Joellen Kirk, a school bus safety officer, worked as a barista at Sleepy Dog Coffee Company next door to the restaurant in the early 1990s.
“We had a couple of verbals between the shop and the North Slope, just 'cause he was kind of a pill,” Kirk said with a smile. “Whenever he made us mad, I would get a straw and see how many spit wads I could blow out our drive-in window and have stick to his window. I think I averaged about 12 or 13.”
The occasional spat didn't keep her from going there for breakfast, lunch and dinner, though. Kirk said she savors her memory of the nachos the restaurant served “with everything but the kitchen sink on them,” and she said she'll always remember the time Malekos and his staff put together a great Christmas party for the company she worked for on short notice right before he sold the restaurant.
In its later years, after the North Slope was sold to Merrill, the establishment wooed the nightlife crowd with live bands and dancing.
“That's when it was really great,” said Janna Shaw of Chugiak, a handgun retail specialist at Boondock Sporting Goods.
“That was my favorite place to hang out in Eagle River,” she said. “I used to go dancing there with my boss. She's a really good swing dancer, so we'd go and get together with a group of people.”
Shaw said a bunch of local bands played at the establishment for a couple of years, and The Matt Hammer Band played the North Slope almost until the end.
But after a while, Shaw said the restaurant started hosting fewer bands, the dance floor was covered over with extra seating, and a pool table was moved in.
The brief entertainment heyday of the establishment gave her one of her fondest memories, she said, adding that she once took her parents out dancing there with a group of friends, and she taught her dad how to swing dance.

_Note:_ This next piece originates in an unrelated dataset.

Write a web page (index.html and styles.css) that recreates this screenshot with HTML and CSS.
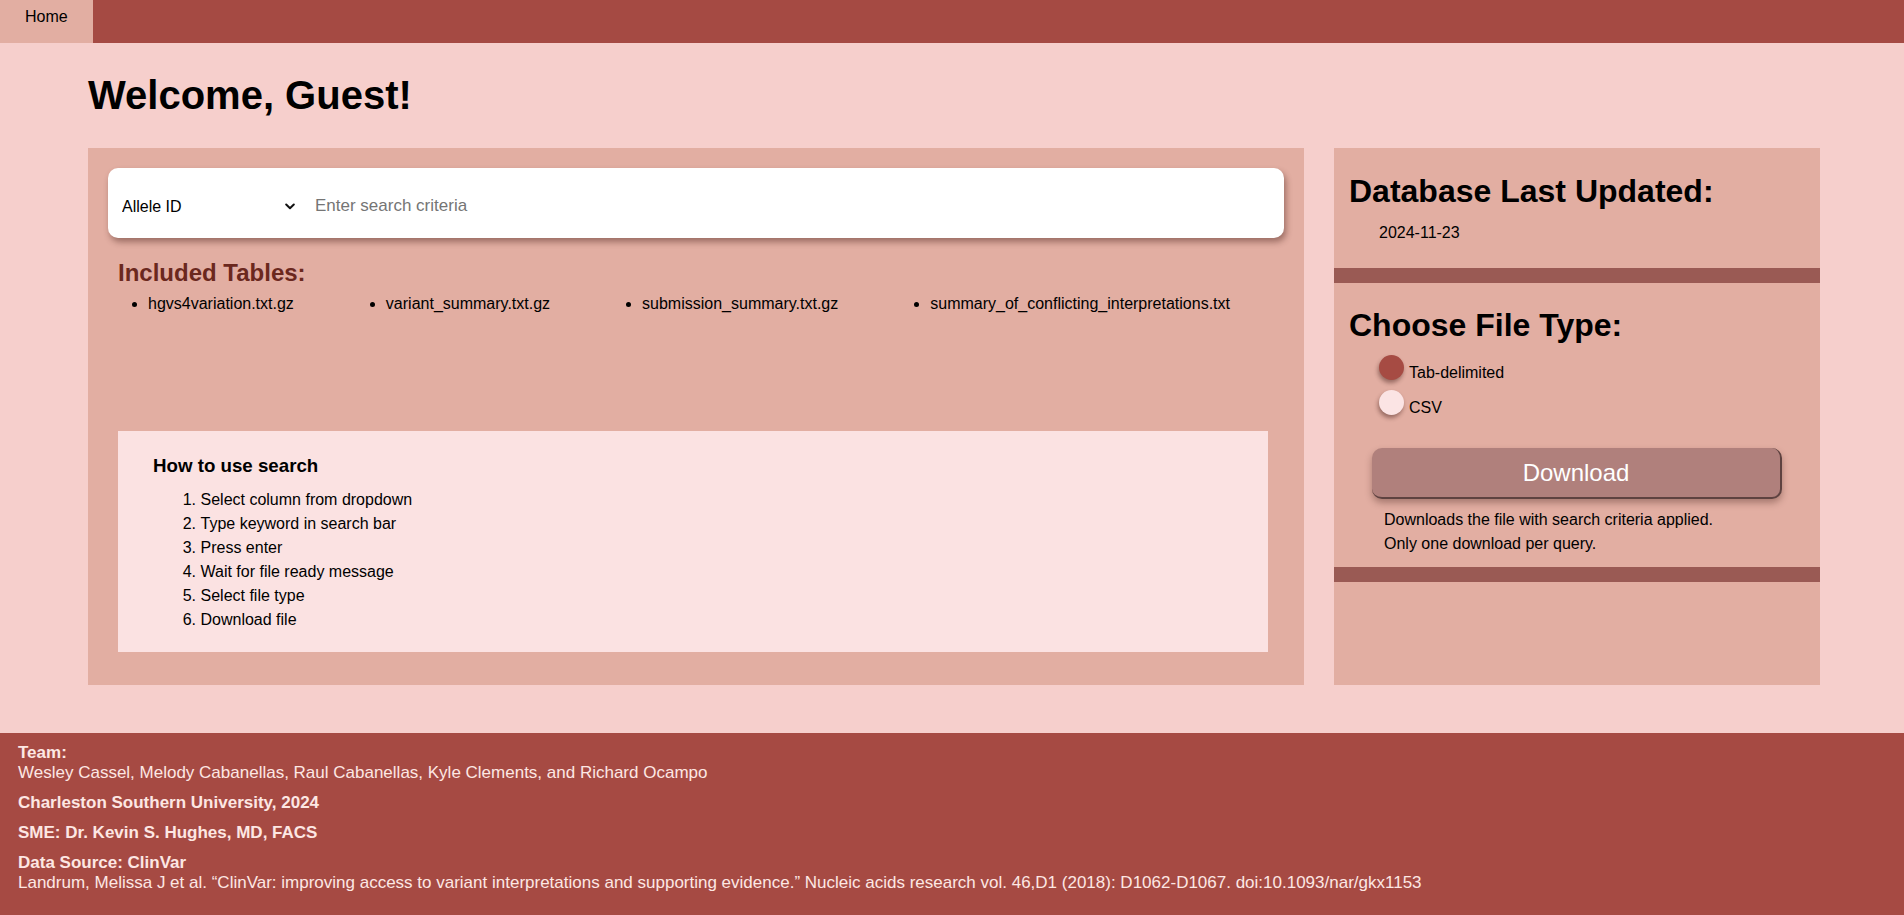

“It was the first time in his life he'd ever danced,” Shaw said. “That's a memory I'm gonna have forever.”
Walker said he'd always relied on the North Slope as a spot to bring friends when he came back to his hometown.
“I can't think of another place I'd go to get breakfast in Eagle River, and that's a bummer,” he said.
Merrill told the Alaska Star he realized partway through a remodel of the kitchen that it would be too costly to complete after he closed the restaurant in December 2007. The North Slope has remained on the market, and Merrill isn't commenting on any offers he might have received on the establishment.
Some locals said they hold out hope someone might come along and revive the restaurant.
Others, recalling the mobile trailer kitchen the restaurant was built around, were of the opinion the building might be succumbing to the inevitable if it never resurrects as a restaurant again.
Whatever the future may bring the North Slope Restaurant by the vagaries of fate and time, its former patrons said it will be fondly remembered.
Swanson said he misses the authentic Alaska feel of the old restaurant under Malekos - replete with stuffed and mounted animal heads - and having a comfortable, friendly place to grab an omelet any time of day.
For Shaw, the real height of the establishment came in a burst before the end, when it was the best place for 20-somethings to dance to local live music.
For many, the North Slope was simply Eagle River's locally owned restaurant for 35 years.